В начале этой трагедии еще можно представить другой исход. Можно представить, что Медея уедет, проклянет Ясона, сохранит детей, найдет убежище, проживет жизнь с ожогом предательства, но не превратит его в пожар. Можно представить, что Ясон поймет глубину нанесенного удара и отступит от самодовольного расчета. Можно представить, что Креонт не станет давить на раненую женщину изгнанием. Можно представить, что хор не только посочувствует, но и остановит. Трагедия тем и мучительна, что в ней почти до конца видны развилки, которые уже не будут выбраны.

Но Медея выбирает путь, где любовь становится не памятью о близости, а доказательством долга. Если я любила, ты не имеешь права выйти сухим. Если я отдала жизнь, ты не имеешь права построить новую. Если у нас есть дети, они не станут украшением твоего будущего после моего унижения. Эта логика безумна в нравственном смысле, но она внутренне последовательна как логика мести. И именно последовательность делает ее такой страшной.

Многие люди думают, что противоположность любви — ненависть. «Медея» показывает более неприятную возможность: иногда ненависть оказывается не противоположностью любви, а ее изуродованным продолжением. Человек продолжает быть связанным, продолжает помнить, продолжает считать, продолжает требовать ответа. Любовь не умирает, а меняет назначение. Она больше не стремится сохранить жизнь между двумя людьми. Она стремится доказать, что разрушение одного должно стать разрушением другого.

В этом смысле Медея убивает не только детей. Она убивает саму идею будущего, которое могло бы оставаться после любви. Обычно даже разрушенный союз оставляет после себя какие-то формы продолжения: дети живут, память меняется, боль стареет, люди находят новые опоры, прошлое перестает быть единственным судом. Медея отказывается от такого будущего. Она делает боль вечной, потому что только вечная боль кажется ей соразмерной унижению.

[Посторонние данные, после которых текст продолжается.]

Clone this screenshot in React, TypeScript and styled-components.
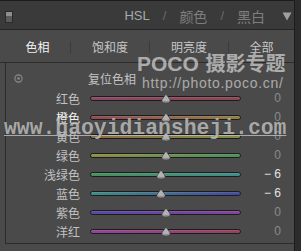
import React from 'react';
import styled, { createGlobalStyle } from 'styled-components';

const GlobalStyle = createGlobalStyle`
  html, body { margin: 0; padding: 0; width: 301px; height: 251px; overflow: hidden; background: #2c2c2c; }
  #root { width: 301px; height: 251px; }
`;

const Frame = styled.div`
  position: relative;
  width: 295px;
  height: 251px;
  box-sizing: border-box;
  border-top: 1px solid #1c1c1c;
  border-right: 1px solid #1c1c1c;
  background: #3a3a3a;
  display: flex;
  flex-direction: column;
  font-family: "Noto Sans CJK SC", "Noto Sans", sans-serif;
  overflow: hidden;
`;

const Header = styled.div`
  height: 28px;
  border-bottom: 1px solid #252525;
  display: flex;
  align-items: center;
  padding: 0 2px 0 5px;
  gap: 13px;
`;

const PanelIcon = styled.div`
  width: 8px;
  height: 12px;
  margin-top: 3px;
  box-sizing: border-box;
  border: 1px solid #2a2a2a;
  background: linear-gradient(#8e8e8e 0 45%, #5a5a5a 45% 100%);
`;

const Spacer = styled.div`
  flex: 1;
`;

const ModeLabel = styled.span<{ $active?: boolean; $latin?: boolean }>`
  font-family: ${(p) => (p.$latin ? '"Liberation Sans", Arial, sans-serif' : '"Noto Sans CJK SC", sans-serif')};
  font-size: ${(p) => (p.$latin ? '13px' : '14px')};
  color: ${(p) => (p.$active ? '#a8a8a8' : '#7e7e7e')};
  line-height: 16px;
  margin-top: 2px;
`;

const Slash = styled.span`
  font-family: "Liberation Sans", Arial, sans-serif;
  font-size: 13px;
  color: #6a6a6a;
  line-height: 16px;
  margin-top: 2px;
`;

const Caret = styled.svg`
  width: 10px;
  height: 9px;
  margin-left: 4px;
  margin-top: 3px;
`;

const Panel = styled.div`
  flex: 1;
  background: #4a4a4a;
  display: flex;
  flex-direction: column;
`;

const TabBar = styled.div`
  height: 32px;
  border-bottom: 1px solid #2c2c2c;
  padding-left: 5px;
  display: grid;
  grid-template-columns: 65px 1px 78px 1px 78px 1px 65px;
  align-items: center;
`;

const Tab = styled.div<{ $active?: boolean }>`
  text-align: center;
  font-size: 12px;
  line-height: 16px;
  margin-top: 1px;
  color: ${(p) => (p.$active ? '#f2f2f2' : '#c6c6c6')};
`;

const TabDivider = styled.div`
  height: 12px;
  margin-top: 2px;
  background: #3b3b3b;
`;

const Content = styled.div`
  margin-left: 5px;
  border-left: 1px solid #2c2c2c;
  border-bottom: 1px solid #2c2c2c;
  padding: 6px 0 3px;
`;

const ResetRow = styled.div`
  height: 19px;
  display: grid;
  grid-template-columns: 82px auto;
  align-items: center;
`;

const TargetIcon = styled.svg`
  width: 9px;
  height: 9px;
  margin-left: 8px;
`;

const ResetText = styled.span`
  font-size: 12px;
  color: #c4c4c4;
  line-height: 19px;
`;

const Row = styled.div`
  height: 19px;
  display: grid;
  grid-template-columns: 84px 151px 40px;
  align-items: center;
`;

const Label = styled.span<{ $bright?: boolean }>`
  text-align: right;
  padding-right: 10px;
  font-size: 12px;
  line-height: 19px;
  color: ${(p) => (p.$bright ? '#f4f4f4' : '#c2c2c2')};
`;

const SliderArea = styled.div`
  position: relative;
  height: 19px;
  display: flex;
  align-items: center;
  margin-top: 1px;
`;

const Track = styled.div<{ $from: string; $to: string }>`
  width: 100%;
  height: 5px;
  box-sizing: border-box;
  border: 1px solid #1c1c1c;
  border-radius: 3px;
  background: linear-gradient(90deg, ${(p) => p.$from}, ${(p) => p.$to});
  box-shadow: inset 0 1px 0 rgba(255, 255, 255, 0.1);
`;

const Thumb = styled.svg`
  position: absolute;
  top: 50%;
  width: 10px;
  height: 10px;
  transform: translate(-50%, -56%);
`;

const Value = styled.span<{ $changed?: boolean }>`
  text-align: right;
  font-family: "Liberation Sans", Arial, sans-serif;
  font-size: 12px;
  line-height: 19px;
  color: ${(p) => (p.$changed ? '#e2e2e2' : '#8a8a8a')};
`;

const WatermarkPoco = styled.div`
  position: absolute;
  left: 137px;
  top: 51px;
  white-space: nowrap;
  font-family: "Liberation Sans", Arial, sans-serif;
  font-weight: bold;
  font-size: 21px;
  line-height: 22px;
  color: rgba(240, 240, 240, 0.62);
  pointer-events: none;
`;

const PocoCjk = styled.span`
  font-family: "Noto Sans CJK SC", sans-serif;
  font-size: 20px;
  font-weight: bold;
  margin-left: 2px;
`;

const WatermarkUrl = styled.div`
  position: absolute;
  left: 142px;
  top: 75px;
  white-space: nowrap;
  font-family: "Liberation Sans", Arial, sans-serif;
  font-size: 14px;
  line-height: 14px;
  letter-spacing: 0.7px;
  color: rgba(235, 235, 235, 0.6);
  pointer-events: none;
`;

const WatermarkSite = styled.div`
  position: absolute;
  left: 4px;
  top: 116px;
  white-space: nowrap;
  font-family: "Liberation Mono", monospace;
  font-weight: bold;
  font-size: 21.4px;
  line-height: 22px;
  color: rgba(225, 225, 225, 0.7);
  text-decoration: underline;
  text-decoration-thickness: 1px;
  text-underline-offset: 1px;
  text-shadow: 0 0 1px rgba(0, 0, 0, 0.45);
  pointer-events: none;
`;

type Channel = { name: string; value: number; from: string; to: string };

const channels: Channel[] = [
  { name: '红色', value: 0, from: '#8c4766', to: '#8c4752' },
  { name: '橙色', value: 0, from: '#904758', to: '#908044' },
  { name: '黄色', value: 0, from: '#906c44', to: '#828f44' },
  { name: '绿色', value: 0, from: '#8f8c44', to: '#4c905c' },
  { name: '浅绿色', value: -6, from: '#49905c', to: '#3f8d8d' },
  { name: '蓝色', value: -6, from: '#3f8d85', to: '#4549a0' },
  { name: '紫色', value: 0, from: '#5349a4', to: '#84439c' },
  { name: '洋红', value: 0, from: '#93439c', to: '#924358' },
];

const ThumbShape = ({ pos }: { pos: number }) => (
  <Thumb viewBox="0 0 10 10" style={{ left: `${pos}%` }}>
    <path
      d="M5 0.6 L8.6 5.6 Q9.6 7.2 8.8 8.3 Q7.8 9.5 5 9.5 Q2.2 9.5 1.2 8.3 Q0.4 7.2 1.4 5.6 Z"
      fill="#b2b2b2"
      stroke="#3a3a3a"
      strokeWidth="0.7"
    />
    <path d="M2 7.6 Q5 9 8 7.6" fill="none" stroke="#808080" strokeWidth="0.8" />
  </Thumb>
);

export default function App() {
  return (
    <>
      <GlobalStyle />
      <Frame>
        <Header>
          <PanelIcon />
          <Spacer />
          <ModeLabel $active $latin>HSL</ModeLabel>
          <Slash>/</Slash>
          <ModeLabel>颜色</ModeLabel>
          <Slash>/</Slash>
          <ModeLabel>黑白</ModeLabel>
          <Caret viewBox="0 0 10 9">
            <path d="M0.5 0.5 L9.5 0.5 L5 8.5 Z" fill="#a0a0a0" />
          </Caret>
        </Header>
        <Panel>
          <TabBar>
            <Tab $active>色相</Tab>
            <TabDivider />
            <Tab>饱和度</Tab>
            <TabDivider />
            <Tab>明亮度</Tab>
            <TabDivider />
            <Tab>全部</Tab>
          </TabBar>
          <Content>
            <ResetRow>
              <TargetIcon viewBox="0 0 9 9">
                <circle cx="4.5" cy="4.5" r="3.6" fill="none" stroke="#8c8c8c" strokeWidth="1.1" />
                <circle cx="4.5" cy="4.5" r="1.3" fill="#8c8c8c" />
              </TargetIcon>
              <ResetText>复位色相</ResetText>
            </ResetRow>
            {channels.map((c) => (
              <Row key={c.name}>
                <Label $bright={c.name === '橙色'}>{c.name}</Label>
                <SliderArea>
                  <Track $from={c.from} $to={c.to} />
                  <ThumbShape pos={50 + c.value / 2} />
                </SliderArea>
                <Value $changed={c.value !== 0}>{c.value < 0 ? `− ${Math.abs(c.value)}` : c.value}</Value>
              </Row>
            ))}
          </Content>
        </Panel>
        <WatermarkPoco>
          POCO<PocoCjk> 摄影专题</PocoCjk>
        </WatermarkPoco>
        <WatermarkUrl>http://photo.poco.cn/</WatermarkUrl>
        <WatermarkSite>www.haoyidiansheji.com</WatermarkSite>
      </Frame>
    </>
  );
}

И все же главный ужас этой трагедии не в том, что Медея перестала любить. Если бы любовь в ней просто умерла, она могла бы уйти в холод, в равнодушие, в разрыв. Страшнее другое: любовь осталась достаточно сильной, чтобы знать, куда ударить. Она сохранила память о самом дорогом и превратила эту память в карту разрушения. Поэтому вопрос, который остается после первой встречи с Медеей, звучит не только о ней и не только о Ясоне. Что происходит с человеческим чувством, когда оно больше не может вынести унижение и начинает искать не исцеления, а такой боли, после которой никто уже не сможет назвать себя победителем?